气体火花开关高温气体冷却的三维模拟

高温气体的冷却是影响气体火花开关重复运行的主要因素。为解决高温气体冷却研究采用一维或二维模型且不考虑气体导热系数、定压比热、粘性系数随温度变化的影响引起的计算不精确,三维数值模拟及理论分析了气体开关导通后开关通道内的高温气体冷却。结果表明,气体导热系数越大、定压比热越小、粘性系数越小、气体冷却速度越快;用得出的上述参数随温度变化的拟合公式对氮气、氢气气体开关中高温气体冷却三维模拟证明了氢气的冷却速度明显好于氮气。

3-D Simulation of High Temperature Gas Decay of Gas Spark Gap

To improve the repetition rate of the spark gap, the high temperature gas decay is studied. A 3-D model is established for simulation of temperature decay of gas with high temperature. According to continuity equation, momentum equation, energy conservation equation, ideal gas state equation and using finite element analysis method, the simulation results and theory analysis show that gas with higher heat transfer coefficient, smaller specific capacity at constant pressure and smaller dynamic viscosity has the faster temperature decay velocity.

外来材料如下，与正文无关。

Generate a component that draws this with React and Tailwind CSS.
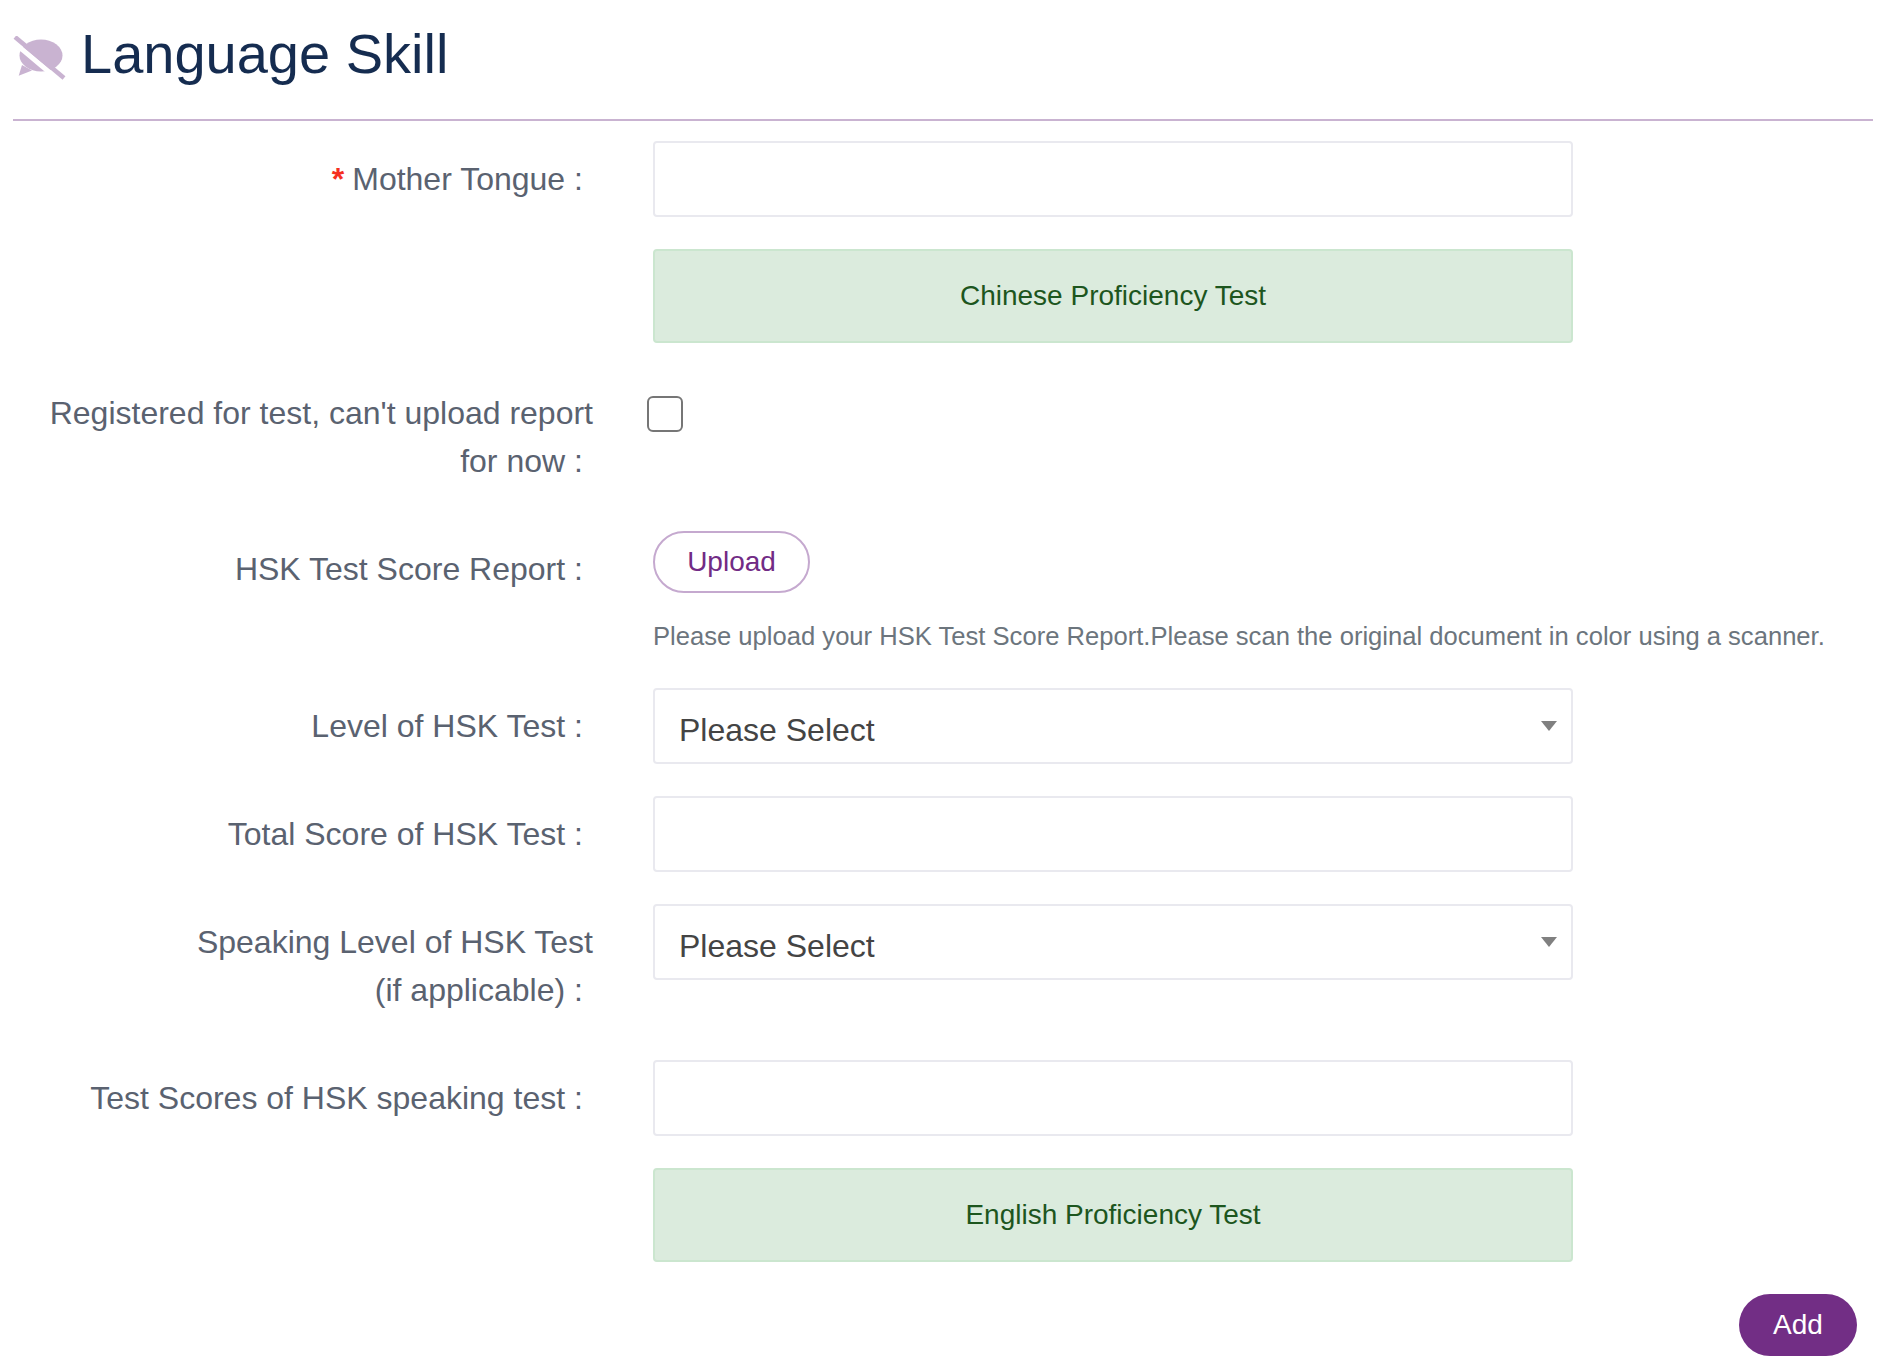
import React from 'react';

function Label({ children, required, className = '' }) {
  return (
    <label className={`w-[580px] shrink-0 text-right text-[32px] leading-[48px] text-[#5a6270] ${className}`}>
      {required && <span className="mr-2 font-bold text-[#f5301f]">*</span>}
      {children}
      <span className="ml-[9px] mr-[10px]">:</span>
    </label>
  );
}

function TextBox() {
  return <input type="text" className="block h-[76px] w-[920px] rounded border-2 border-[#e9e9ef] bg-white" />;
}

function SelectBox() {
  return (
    <div className="flex h-[76px] w-[920px] items-center justify-between rounded border-2 border-[#e9e9ef] bg-white pl-6 pr-[13px]">
      <span className="mt-[7px] text-[32px] text-[#444444]">Please Select</span>
      <svg width="18" height="12" viewBox="0 0 18 12">
        <path d="M1 1h16L9 11z" fill="#808080" />
      </svg>
    </div>
  );
}

function Banner({ children }) {
  return (
    <div className="flex h-[94px] w-[920px] items-center justify-center rounded border-2 border-[#cbe6cf] bg-[#dbebdd] text-[28px] text-[#1d561e]">
      {children}
    </div>
  );
}

function Row({ label, required, children, className = '', labelClass = '' }) {
  return (
    <div className={`flex gap-[60px] ${className}`}>
      <Label required={required} className={labelClass}>{label}</Label>
      <div className="min-w-0 flex-1">{children}</div>
    </div>
  );
}

export default function App() {
  return (
    <div className="min-h-screen bg-white pl-[13px] pr-[17px] font-['Liberation_Sans',Arial,sans-serif]">
      <div className="flex h-[121px] items-start border-b-2 border-[#c9b3d1] pt-[18px]">
        <svg width="54" height="44" viewBox="0 0 54 44" className="mt-[18px] shrink-0">
          <ellipse cx="28" cy="19.500" rx="21.500" ry="16" fill="#c9b3d1" />
          <path d="M9 29L5.700 39.800 19 34.500z" fill="#c9b3d1" />
          <path d="M-1 5l49 41" stroke="#ffffff" strokeWidth="5" />
          <path d="M2 1l49 41" stroke="#c9b3d1" strokeWidth="4.500" />
        </svg>
        <h1 className="ml-[14px] text-[56px] leading-[72px] text-[#152c50]">Language Skill</h1>
      </div>

      <Row required label="Mother Tongue" className="mt-5" labelClass="pt-[14px]">
        <TextBox />
      </Row>

      <div className="mt-8 ml-[640px]">
        <Banner>Chinese Proficiency Test</Banner>
      </div>

      <Row label="Registered for test, can't upload report for now" className="mt-[46px]">
        <input type="checkbox" className="mt-[7px] -ml-[6px] block h-9 w-9 appearance-none rounded-[6px] border-2 border-[#767676] bg-white" />
      </Row>

      <Row label="HSK Test Score Report" className="mt-[46px]" labelClass="pt-[14px]">
        <button className="h-[62px] w-[157px] rounded-full border-2 border-[#c5a9cf] bg-white text-[28px] text-[#722b85]">Upload</button>
        <p className="mt-[25px] whitespace-nowrap text-[25.6px] leading-[36px] text-[#6c757d]">
          Please upload your HSK Test Score Report.Please scan the original document in color using a scanner.
        </p>
      </Row>

      <Row label="Level of HSK Test" className="mt-[34px]" labelClass="pt-[14px]">
        <SelectBox />
      </Row>

      <Row label="Total Score of HSK Test" className="mt-8" labelClass="pt-[14px]">
        <TextBox />
      </Row>

      <Row
        label={<>Speaking Level of HSK Test<br />(if applicable)</>}
        className="mt-8"
        labelClass="pt-[14px]"
      >
        <SelectBox />
      </Row>

      <Row label="Test Scores of HSK speaking test" className="mt-[46px]" labelClass="pt-[14px]">
        <TextBox />
      </Row>

      <div className="mt-8 ml-[640px]">
        <Banner>English Proficiency Test</Banner>
      </div>

      <div className="mt-8 flex justify-end pr-4">
        <button className="h-[62px] w-[118px] rounded-full bg-[#722e85] text-[28px] text-white">Add</button>
      </div>
    </div>
  );
}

The adaptive equations of heat transfer coefficient, specific capacity, dynamic viscosity varied with temperature were given; Using these equations, simulation of high temperature gas decay after the spark gap is closed for nitrogen and hydrogen is done, and the results show that the velocity of temperature decay of hydrogen is faster than nitrogen's. For hydrogen, the peak temperature of high temperature gas can be cooled to 1 000 K in about 7 ms, while it needs about 27 ms for nitrogen to be cooled to the same temperature. Therefore, hydrogen is a better gas dielectric for repetitive gas spark gap.